▶ _YOUR OBJECTIVE_
Set the data down again, exactly as it reads, but without the pictures.

── DATA EXTRACT ──

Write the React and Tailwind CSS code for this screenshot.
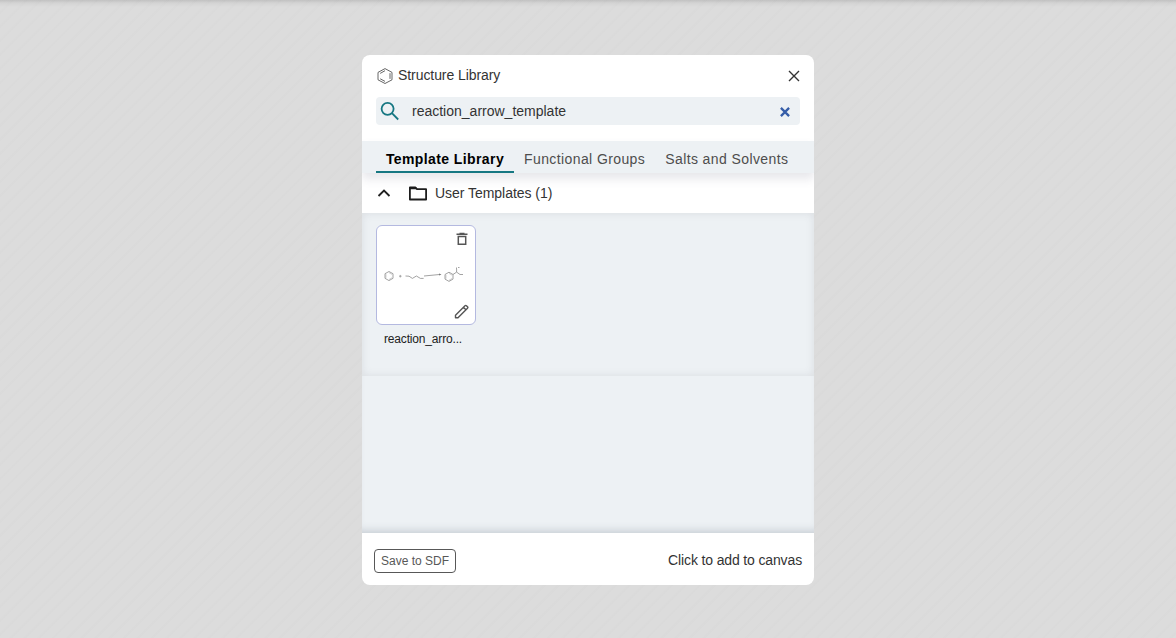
function Benzene() {
  return (
    <svg className="h-4 w-4" viewBox="0 0 16 16" fill="none" stroke="#555" strokeWidth="0.9">
      <path d="M8 .6 15 4.400V11.800L8 15.500 1 11.800V4.400Z" />
      <path d="M13 5.200v5.700M8 2.700 3.200 5.400M3.200 10.800 8 13.400" />
    </svg>
  );
}

function ReactionDrawing() {
  return (
    <svg className="h-[98px] w-[98px]" viewBox="0 0 98 98" fill="none" stroke="#8c8c8c" strokeWidth="0.8">
      <path d="M12 45.500 16 47.700v4.600l-4 2.300-4-2.300V47.700Z" />
      <path d="M9 48.200v3.600M12 46.700l3 1.700M12 53.500l3-1.800" strokeWidth="0.4" />
      <path d="M22 50.200h2.600M23.300 48.900v2.600" strokeWidth="0.7" />
      <path d="M28.500 50l3.500.200 3.400 2.200 4-2.400 4 2.400h3.200" />
      <path d="M47 50l15.500-1.500" />
      <path d="M62 47.400l2.500 1-2.400 1.200Z" fill="#777" stroke="none" />
      <path d="M72 46.200 76 48.500v4.600l-4 2.300-4-2.300v-4.600Z" />
      <path d="M69 49v3.600M72 47.400l3 1.700M72 54.300l3-1.800" strokeWidth="0.4" />
      <path d="M76 48.500l3.600-2.400V43M79.600 46.100l3.400 2.400h3M79.500 43v-1.500M81 41.500h1.500" />
    </svg>
  );
}

export default function App() {
  return (
    <div className="h-[638px] w-full overflow-hidden bg-[#dcdcdc] bg-[repeating-linear-gradient(135deg,transparent_0px,transparent_7px,rgba(0,0,0,0.008)_8px,rgba(0,0,0,0.008)_10px)] font-['Liberation_Sans',Arial,sans-serif] text-[#333]">
      <div className="h-[55px] bg-[linear-gradient(to_bottom,rgba(0,0,0,0.12)_0px,rgba(0,0,0,0.04)_3px,transparent_7px)]" />
      <div className="mx-auto flex h-[530px] w-[452px] flex-col overflow-hidden rounded-lg bg-white">
        <header className="flex h-[42px] shrink-0 items-center pl-[15px] pr-[14px]">
          <Benzene />
          <h1 className="ml-[5px] flex-1 pb-0.5 text-sm tracking-[-0.07px]">Structure Library</h1>
          <button aria-label="Close">
            <svg className="h-3 w-3" viewBox="0 0 12 12" fill="none" stroke="#333" strokeWidth="1.400"><path d="m1 1 10 10M11 1 1 11" /></svg>
          </button>
        </header>
        <div className="mx-[14px] flex h-7 shrink-0 items-center rounded bg-[#edf1f4] pl-1 pr-[10px]">
          <svg className="h-5 w-5" viewBox="0 0 20 20" fill="none" stroke="#167782" strokeWidth="1.800"><circle cx="7.600" cy="7.800" r="6" /><path d="m11.900 12.200 6.300 6.300" /></svg>
          <span className="ml-3 flex-1 text-sm">reaction_arrow_template</span>
          <svg className="mt-0.5 h-[10px] w-[10px]" viewBox="0 0 10 10" fill="none" stroke="#355da8" strokeWidth="2.300"><path d="m.9.900 8.200 8.200M9.100.900.900 9.100" /></svg>
        </div>
        <nav className="relative mt-4 flex h-8 shrink-0 bg-[#edf1f4] pl-[14px] text-sm text-[#4d4d4d] shadow-[0_6px_10px_0_rgba(103,104,132,0.16)]">
          <button className="flex h-8 w-[138px] items-center justify-center border-b-2 border-[#167782] pt-[5px] font-bold tracking-[0.4px] text-black">Template Library</button>
          <button className="ml-[10px] pt-1 tracking-[0.4px]">Functional Groups</button>
          <button className="ml-5 pt-1 tracking-[0.4px]">Salts and Solvents</button>
        </nav>
        <div className="flex h-10 shrink-0 items-center pl-[15px]">
          <svg className="h-[14px] w-[14px]" viewBox="0 0 14 14" fill="none" stroke="#222" strokeWidth="1.900"><path d="m1.500 10 5.500-5.500 5.500 5.500" /></svg>
          <svg className="ml-[18px] h-4 w-[18px]" viewBox="0 0 18 16" fill="none" stroke="#1d1d1d" strokeWidth="1.800" strokeLinejoin="round"><path d="M.9 14.500V2.400h5.400L8 4.200h9.100v10.300Z" /><path d="M.9 3.300h6.500" /></svg>
          <span className="ml-2 text-sm tracking-[-0.04px]">User Templates (1)</span>
        </div>
        <section className="h-[163px] shrink-0 bg-[#edf1f4] px-[14px] pt-3 shadow-[inset_0_0_8px_rgba(80,85,90,0.12)]">
          <article className="w-[100px]">
            <div className="relative h-[100px] rounded-md border border-[#b4b9e0] bg-white">
              <ReactionDrawing />
              <svg className="absolute right-[7px] top-[6px] h-[14px] w-[12px]" viewBox="0 0 12 14" fill="none" stroke="#555" strokeWidth="1.500"><path d="M.5 2.300h11M3.500 1.400h5M2.300 4.600h7.400v7.700H2.300Z" /></svg>
              <svg className="absolute bottom-[5px] right-[6px] h-[15px] w-[15px]" viewBox="0 0 15 15" fill="none" stroke="#555" strokeWidth="1.400" strokeLinejoin="round"><path d="M1.500 13.800V11.200L11 1.700q.7-.7 1.400 0L13.500 2.800q.7.700 0 1.400L4 13.800ZM9.400 3.300l2.500 2.500" /></svg>
            </div>
            <p className="ml-2 mt-[6px] text-xs tracking-[-0.17px] text-[#222]">reaction_arro...</p>
          </article>
        </section>
        <div className="min-h-0 flex-1 bg-[#edf1f4] shadow-[inset_0_-8px_8px_-6px_rgba(80,90,110,0.25)]" />
        <footer className="flex h-[52px] shrink-0 items-center justify-between px-3 pb-px pt-1">
          <button className="h-6 w-[82px] rounded border border-[#585858] text-xs text-[#585858]">Save to SDF</button>
          <span className="pb-0.5 text-sm tracking-[-0.14px]">Click to add to canvas</span>
        </footer>
      </div>
    </div>
  );
}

───

▶ _TASK OUTPUT_
Write the React and Tailwind CSS code for this screenshot.
function Benzene() {
  return (
    <svg className="h-4 w-4" viewBox="0 0 16 16" fill="none" stroke="#555" strokeWidth="0.9">
      <path d="M8 .6 15 4.400V11.800L8 15.500 1 11.800V4.400Z" />
      <path d="M13 5.200v5.700M8 2.700 3.200 5.400M3.200 10.800 8 13.400" />
    </svg>
  );
}

function ReactionDrawing() {
  return (
    <svg className="h-[98px] w-[98px]" viewBox="0 0 98 98" fill="none" stroke="#8c8c8c" strokeWidth="0.8">
      <path d="M12 45.500 16 47.700v4.600l-4 2.300-4-2.300V47.700Z" />
      <path d="M9 48.200v3.600M12 46.700l3 1.700M12 53.500l3-1.800" strokeWidth="0.4" />
      <path d="M22 50.200h2.600M23.300 48.900v2.600" strokeWidth="0.7" />
      <path d="M28.500 50l3.500.200 3.400 2.200 4-2.400 4 2.400h3.200" />
      <path d="M47 50l15.500-1.500" />
      <path d="M62 47.400l2.500 1-2.400 1.200Z" fill="#777" stroke="none" />
      <path d="M72 46.200 76 48.500v4.600l-4 2.300-4-2.300v-4.600Z" />
      <path d="M69 49v3.600M72 47.400l3 1.700M72 54.300l3-1.800" strokeWidth="0.4" />
      <path d="M76 48.500l3.600-2.400V43M79.600 46.100l3.400 2.400h3M79.500 43v-1.500M81 41.500h1.500" />
    </svg>
  );
}

export default function App() {
  return (
    <div className="h-[638px] w-full overflow-hidden bg-[#dcdcdc] bg-[repeating-linear-gradient(135deg,transparent_0px,transparent_7px,rgba(0,0,0,0.008)_8px,rgba(0,0,0,0.008)_10px)] font-['Liberation_Sans',Arial,sans-serif] text-[#333]">
      <div className="h-[55px] bg-[linear-gradient(to_bottom,rgba(0,0,0,0.12)_0px,rgba(0,0,0,0.04)_3px,transparent_7px)]" />
      <div className="mx-auto flex h-[530px] w-[452px] flex-col overflow-hidden rounded-lg bg-white">
        <header className="flex h-[42px] shrink-0 items-center pl-[15px] pr-[14px]">
          <Benzene />
          <h1 className="ml-[5px] flex-1 pb-0.5 text-sm tracking-[-0.07px]">Structure Library</h1>
          <button aria-label="Close">
            <svg className="h-3 w-3" viewBox="0 0 12 12" fill="none" stroke="#333" strokeWidth="1.400"><path d="m1 1 10 10M11 1 1 11" /></svg>
          </button>
        </header>
        <div className="mx-[14px] flex h-7 shrink-0 items-center rounded bg-[#edf1f4] pl-1 pr-[10px]">
          <svg className="h-5 w-5" viewBox="0 0 20 20" fill="none" stroke="#167782" strokeWidth="1.800"><circle cx="7.600" cy="7.800" r="6" /><path d="m11.900 12.200 6.300 6.300" /></svg>
          <span className="ml-3 flex-1 text-sm">reaction_arrow_template</span>
          <svg className="mt-0.5 h-[10px] w-[10px]" viewBox="0 0 10 10" fill="none" stroke="#355da8" strokeWidth="2.300"><path d="m.9.900 8.200 8.200M9.100.900.900 9.100" /></svg>
        </div>
        <nav className="relative mt-4 flex h-8 shrink-0 bg-[#edf1f4] pl-[14px] text-sm text-[#4d4d4d] shadow-[0_6px_10px_0_rgba(103,104,132,0.16)]">
          <button className="flex h-8 w-[138px] items-center justify-center border-b-2 border-[#167782] pt-[5px] font-bold tracking-[0.4px] text-black">Template Library</button>
          <button className="ml-[10px] pt-1 tracking-[0.4px]">Functional Groups</button>
          <button className="ml-5 pt-1 tracking-[0.4px]">Salts and Solvents</button>
        </nav>
        <div className="flex h-10 shrink-0 items-center pl-[15px]">
          <svg className="h-[14px] w-[14px]" viewBox="0 0 14 14" fill="none" stroke="#222" strokeWidth="1.900"><path d="m1.500 10 5.500-5.500 5.500 5.500" /></svg>
          <svg className="ml-[18px] h-4 w-[18px]" viewBox="0 0 18 16" fill="none" stroke="#1d1d1d" strokeWidth="1.800" strokeLinejoin="round"><path d="M.9 14.500V2.400h5.400L8 4.200h9.100v10.300Z" /><path d="M.9 3.300h6.500" /></svg>
          <span className="ml-2 text-sm tracking-[-0.04px]">User Templates (1)</span>
        </div>
        <section className="h-[163px] shrink-0 bg-[#edf1f4] px-[14px] pt-3 shadow-[inset_0_0_8px_rgba(80,85,90,0.12)]">
          <article className="w-[100px]">
            <div className="relative h-[100px] rounded-md border border-[#b4b9e0] bg-white">
              <ReactionDrawing />
              <svg className="absolute right-[7px] top-[6px] h-[14px] w-[12px]" viewBox="0 0 12 14" fill="none" stroke="#555" strokeWidth="1.500"><path d="M.5 2.300h11M3.500 1.400h5M2.300 4.600h7.400v7.700H2.300Z" /></svg>
              <svg className="absolute bottom-[5px] right-[6px] h-[15px] w-[15px]" viewBox="0 0 15 15" fill="none" stroke="#555" strokeWidth="1.400" strokeLinejoin="round"><path d="M1.500 13.800V11.200L11 1.700q.7-.7 1.400 0L13.500 2.800q.7.700 0 1.400L4 13.800ZM9.400 3.300l2.500 2.500" /></svg>
            </div>
            <p className="ml-2 mt-[6px] text-xs tracking-[-0.17px] text-[#222]">reaction_arro...</p>
          </article>
        </section>
        <div className="min-h-0 flex-1 bg-[#edf1f4] shadow-[inset_0_-8px_8px_-6px_rgba(80,90,110,0.25)]" />
        <footer className="flex h-[52px] shrink-0 items-center justify-between px-3 pb-px pt-1">
          <button className="h-6 w-[82px] rounded border border-[#585858] text-xs text-[#585858]">Save to SDF</button>
          <span className="pb-0.5 text-sm tracking-[-0.14px]">Click to add to canvas</span>
        </footer>
      </div>
    </div>
  );
}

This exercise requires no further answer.